─── Provided data

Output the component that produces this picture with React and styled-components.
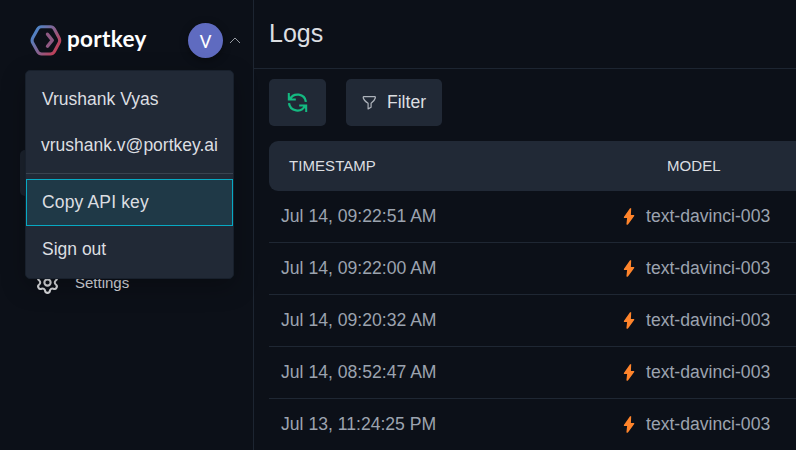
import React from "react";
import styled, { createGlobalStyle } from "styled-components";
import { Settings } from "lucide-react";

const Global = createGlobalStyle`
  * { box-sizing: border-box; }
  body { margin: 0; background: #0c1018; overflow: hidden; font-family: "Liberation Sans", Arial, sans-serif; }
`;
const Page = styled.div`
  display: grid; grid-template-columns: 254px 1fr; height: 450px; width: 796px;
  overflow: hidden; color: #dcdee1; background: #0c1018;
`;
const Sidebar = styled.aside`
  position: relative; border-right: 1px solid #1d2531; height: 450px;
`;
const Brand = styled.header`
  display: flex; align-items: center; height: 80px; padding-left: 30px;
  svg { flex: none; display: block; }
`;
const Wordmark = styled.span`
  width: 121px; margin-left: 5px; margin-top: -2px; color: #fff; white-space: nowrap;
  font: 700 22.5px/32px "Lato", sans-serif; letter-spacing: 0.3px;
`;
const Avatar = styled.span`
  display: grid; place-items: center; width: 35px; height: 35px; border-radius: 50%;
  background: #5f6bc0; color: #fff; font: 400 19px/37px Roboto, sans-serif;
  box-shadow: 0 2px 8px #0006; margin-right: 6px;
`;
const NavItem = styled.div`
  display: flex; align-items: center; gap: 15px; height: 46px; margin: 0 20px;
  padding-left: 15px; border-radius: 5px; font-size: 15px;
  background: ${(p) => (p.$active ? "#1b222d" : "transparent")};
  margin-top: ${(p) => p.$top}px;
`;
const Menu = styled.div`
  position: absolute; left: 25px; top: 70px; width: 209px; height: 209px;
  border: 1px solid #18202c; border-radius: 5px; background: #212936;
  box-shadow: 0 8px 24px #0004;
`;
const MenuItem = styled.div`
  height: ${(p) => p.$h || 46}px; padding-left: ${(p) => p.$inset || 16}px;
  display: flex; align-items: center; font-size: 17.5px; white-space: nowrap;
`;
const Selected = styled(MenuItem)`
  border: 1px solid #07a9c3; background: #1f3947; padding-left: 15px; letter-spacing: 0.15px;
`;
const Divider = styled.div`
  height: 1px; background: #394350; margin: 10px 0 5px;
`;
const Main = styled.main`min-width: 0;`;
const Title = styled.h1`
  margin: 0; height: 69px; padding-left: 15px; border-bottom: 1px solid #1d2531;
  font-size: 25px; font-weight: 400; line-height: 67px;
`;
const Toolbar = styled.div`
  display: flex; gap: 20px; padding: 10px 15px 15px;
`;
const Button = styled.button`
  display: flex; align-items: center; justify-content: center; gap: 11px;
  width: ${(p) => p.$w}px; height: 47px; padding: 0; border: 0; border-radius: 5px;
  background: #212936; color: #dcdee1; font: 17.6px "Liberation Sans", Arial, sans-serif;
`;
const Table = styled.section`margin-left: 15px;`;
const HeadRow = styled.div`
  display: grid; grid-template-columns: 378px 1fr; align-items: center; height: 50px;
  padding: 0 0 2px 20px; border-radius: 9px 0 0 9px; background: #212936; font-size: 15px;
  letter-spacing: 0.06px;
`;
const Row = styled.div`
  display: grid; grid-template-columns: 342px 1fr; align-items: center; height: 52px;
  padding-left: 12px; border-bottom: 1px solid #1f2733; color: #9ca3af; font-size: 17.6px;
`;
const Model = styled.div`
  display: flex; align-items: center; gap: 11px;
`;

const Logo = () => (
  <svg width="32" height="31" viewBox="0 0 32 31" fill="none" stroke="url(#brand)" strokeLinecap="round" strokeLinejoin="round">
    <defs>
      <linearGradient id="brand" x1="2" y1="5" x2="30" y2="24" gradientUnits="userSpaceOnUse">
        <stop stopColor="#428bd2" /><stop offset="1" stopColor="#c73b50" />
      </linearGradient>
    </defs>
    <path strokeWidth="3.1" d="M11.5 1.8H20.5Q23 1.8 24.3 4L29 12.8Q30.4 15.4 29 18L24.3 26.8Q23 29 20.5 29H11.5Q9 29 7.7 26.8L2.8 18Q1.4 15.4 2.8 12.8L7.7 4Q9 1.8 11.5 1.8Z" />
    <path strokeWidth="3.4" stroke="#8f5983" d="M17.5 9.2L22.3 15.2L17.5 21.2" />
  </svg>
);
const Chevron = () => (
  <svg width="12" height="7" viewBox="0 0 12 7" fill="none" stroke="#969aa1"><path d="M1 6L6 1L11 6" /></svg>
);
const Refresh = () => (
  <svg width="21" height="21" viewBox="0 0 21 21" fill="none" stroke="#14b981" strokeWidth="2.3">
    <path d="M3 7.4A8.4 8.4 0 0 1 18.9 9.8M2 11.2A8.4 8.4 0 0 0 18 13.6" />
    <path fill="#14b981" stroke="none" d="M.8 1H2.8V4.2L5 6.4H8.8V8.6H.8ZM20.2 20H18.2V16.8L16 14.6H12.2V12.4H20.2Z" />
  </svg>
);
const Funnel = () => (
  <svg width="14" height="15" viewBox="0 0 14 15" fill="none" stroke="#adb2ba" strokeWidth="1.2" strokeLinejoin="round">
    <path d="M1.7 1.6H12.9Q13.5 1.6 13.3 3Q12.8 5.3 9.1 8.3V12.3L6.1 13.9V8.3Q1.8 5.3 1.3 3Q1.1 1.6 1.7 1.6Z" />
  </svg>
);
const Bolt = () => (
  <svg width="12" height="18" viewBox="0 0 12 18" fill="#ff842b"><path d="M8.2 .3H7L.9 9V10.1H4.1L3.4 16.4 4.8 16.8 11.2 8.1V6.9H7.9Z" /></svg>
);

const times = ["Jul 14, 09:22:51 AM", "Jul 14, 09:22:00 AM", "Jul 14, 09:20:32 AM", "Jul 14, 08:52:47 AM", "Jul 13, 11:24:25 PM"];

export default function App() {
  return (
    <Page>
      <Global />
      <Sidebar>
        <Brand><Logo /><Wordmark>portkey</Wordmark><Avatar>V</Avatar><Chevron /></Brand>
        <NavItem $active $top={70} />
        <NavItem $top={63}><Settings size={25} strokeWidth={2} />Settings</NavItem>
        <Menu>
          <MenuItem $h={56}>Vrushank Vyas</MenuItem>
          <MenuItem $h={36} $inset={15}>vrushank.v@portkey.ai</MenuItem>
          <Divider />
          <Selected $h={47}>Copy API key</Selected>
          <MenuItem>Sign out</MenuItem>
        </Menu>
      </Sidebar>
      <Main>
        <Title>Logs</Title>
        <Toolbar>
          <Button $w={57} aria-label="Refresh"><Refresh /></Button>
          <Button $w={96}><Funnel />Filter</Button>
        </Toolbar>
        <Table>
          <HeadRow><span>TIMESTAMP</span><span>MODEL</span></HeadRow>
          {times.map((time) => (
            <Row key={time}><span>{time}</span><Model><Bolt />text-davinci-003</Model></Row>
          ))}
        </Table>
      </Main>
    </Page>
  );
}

──────
─── Provided data

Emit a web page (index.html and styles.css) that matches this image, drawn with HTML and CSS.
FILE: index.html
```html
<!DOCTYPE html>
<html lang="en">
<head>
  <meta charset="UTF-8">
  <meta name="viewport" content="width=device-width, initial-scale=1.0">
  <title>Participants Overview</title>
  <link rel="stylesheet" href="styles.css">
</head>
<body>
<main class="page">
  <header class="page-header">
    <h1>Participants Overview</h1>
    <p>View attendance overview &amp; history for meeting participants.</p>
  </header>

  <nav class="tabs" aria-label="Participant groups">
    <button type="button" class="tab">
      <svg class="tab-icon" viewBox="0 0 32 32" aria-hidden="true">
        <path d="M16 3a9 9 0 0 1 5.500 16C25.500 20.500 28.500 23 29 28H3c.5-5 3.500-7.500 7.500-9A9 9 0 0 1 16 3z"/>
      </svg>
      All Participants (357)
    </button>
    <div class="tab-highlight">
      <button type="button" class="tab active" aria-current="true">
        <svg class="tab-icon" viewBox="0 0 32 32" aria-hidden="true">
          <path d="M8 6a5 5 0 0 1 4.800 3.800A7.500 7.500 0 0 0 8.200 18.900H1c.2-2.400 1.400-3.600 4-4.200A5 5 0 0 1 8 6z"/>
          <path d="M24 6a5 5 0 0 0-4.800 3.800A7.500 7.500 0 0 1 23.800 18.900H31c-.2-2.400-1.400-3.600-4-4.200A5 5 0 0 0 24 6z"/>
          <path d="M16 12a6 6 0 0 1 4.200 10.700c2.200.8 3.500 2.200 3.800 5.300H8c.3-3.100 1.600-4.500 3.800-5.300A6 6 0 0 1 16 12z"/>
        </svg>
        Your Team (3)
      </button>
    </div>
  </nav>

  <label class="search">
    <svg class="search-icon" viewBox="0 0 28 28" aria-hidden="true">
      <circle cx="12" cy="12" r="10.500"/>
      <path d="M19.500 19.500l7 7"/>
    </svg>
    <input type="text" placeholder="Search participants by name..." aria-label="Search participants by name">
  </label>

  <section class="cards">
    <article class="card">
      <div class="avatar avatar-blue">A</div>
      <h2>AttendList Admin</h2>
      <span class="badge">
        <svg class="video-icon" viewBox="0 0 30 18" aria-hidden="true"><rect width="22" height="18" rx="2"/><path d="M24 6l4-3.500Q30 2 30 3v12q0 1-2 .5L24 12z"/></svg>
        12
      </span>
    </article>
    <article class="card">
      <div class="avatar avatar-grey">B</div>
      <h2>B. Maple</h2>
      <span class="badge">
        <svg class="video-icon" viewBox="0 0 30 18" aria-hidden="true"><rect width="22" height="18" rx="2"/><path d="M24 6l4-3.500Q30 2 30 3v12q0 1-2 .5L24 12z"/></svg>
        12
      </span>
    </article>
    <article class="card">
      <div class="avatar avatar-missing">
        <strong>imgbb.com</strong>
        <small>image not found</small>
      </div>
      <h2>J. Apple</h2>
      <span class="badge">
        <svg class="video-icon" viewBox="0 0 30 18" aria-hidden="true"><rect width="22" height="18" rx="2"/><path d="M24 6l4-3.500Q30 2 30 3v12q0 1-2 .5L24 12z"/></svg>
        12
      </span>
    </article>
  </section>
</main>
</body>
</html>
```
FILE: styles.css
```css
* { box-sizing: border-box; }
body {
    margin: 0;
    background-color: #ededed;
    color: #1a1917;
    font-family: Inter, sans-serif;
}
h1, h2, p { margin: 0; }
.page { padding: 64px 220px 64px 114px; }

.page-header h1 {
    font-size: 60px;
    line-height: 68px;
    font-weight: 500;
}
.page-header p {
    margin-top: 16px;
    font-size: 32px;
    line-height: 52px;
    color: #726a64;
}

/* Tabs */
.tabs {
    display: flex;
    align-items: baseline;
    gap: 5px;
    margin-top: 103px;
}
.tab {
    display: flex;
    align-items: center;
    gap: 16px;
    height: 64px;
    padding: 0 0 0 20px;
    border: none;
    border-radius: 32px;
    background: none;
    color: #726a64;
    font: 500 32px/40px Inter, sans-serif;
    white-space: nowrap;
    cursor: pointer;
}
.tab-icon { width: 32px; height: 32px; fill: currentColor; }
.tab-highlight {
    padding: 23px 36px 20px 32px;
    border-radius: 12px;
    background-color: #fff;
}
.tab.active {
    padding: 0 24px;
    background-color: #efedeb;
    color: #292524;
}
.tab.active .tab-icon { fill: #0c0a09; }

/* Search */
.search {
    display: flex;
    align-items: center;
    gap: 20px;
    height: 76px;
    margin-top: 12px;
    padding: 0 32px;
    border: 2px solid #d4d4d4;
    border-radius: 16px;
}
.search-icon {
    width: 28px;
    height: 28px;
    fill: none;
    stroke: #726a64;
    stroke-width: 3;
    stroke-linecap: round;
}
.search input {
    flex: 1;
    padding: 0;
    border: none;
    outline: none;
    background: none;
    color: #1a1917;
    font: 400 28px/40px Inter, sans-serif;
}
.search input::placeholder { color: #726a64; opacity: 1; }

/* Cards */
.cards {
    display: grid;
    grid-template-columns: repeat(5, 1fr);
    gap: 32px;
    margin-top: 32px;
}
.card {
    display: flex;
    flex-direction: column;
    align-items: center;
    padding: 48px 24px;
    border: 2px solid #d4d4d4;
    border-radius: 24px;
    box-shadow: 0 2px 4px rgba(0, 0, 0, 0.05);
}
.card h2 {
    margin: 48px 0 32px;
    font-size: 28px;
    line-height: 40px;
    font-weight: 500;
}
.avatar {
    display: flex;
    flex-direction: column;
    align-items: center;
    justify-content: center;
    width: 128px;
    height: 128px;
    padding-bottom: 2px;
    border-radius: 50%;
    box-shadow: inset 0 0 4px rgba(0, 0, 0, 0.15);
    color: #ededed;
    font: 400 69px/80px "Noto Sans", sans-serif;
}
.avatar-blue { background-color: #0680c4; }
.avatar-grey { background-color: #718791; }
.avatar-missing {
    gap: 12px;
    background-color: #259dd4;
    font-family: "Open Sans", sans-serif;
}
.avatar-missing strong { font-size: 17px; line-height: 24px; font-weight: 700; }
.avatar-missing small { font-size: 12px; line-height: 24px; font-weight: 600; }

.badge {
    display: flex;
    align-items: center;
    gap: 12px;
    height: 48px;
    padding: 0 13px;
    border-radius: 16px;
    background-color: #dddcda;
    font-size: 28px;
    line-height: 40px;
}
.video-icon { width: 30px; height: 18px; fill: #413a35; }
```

──────

> **Exercise**:
Search the data for "this" and list every line in which it occurs.

> **Answer to the task**:
Output the component that produces this picture with React and styled-components.
Emit a web page (index.html and styles.css) that matches this image, drawn with HTML and CSS.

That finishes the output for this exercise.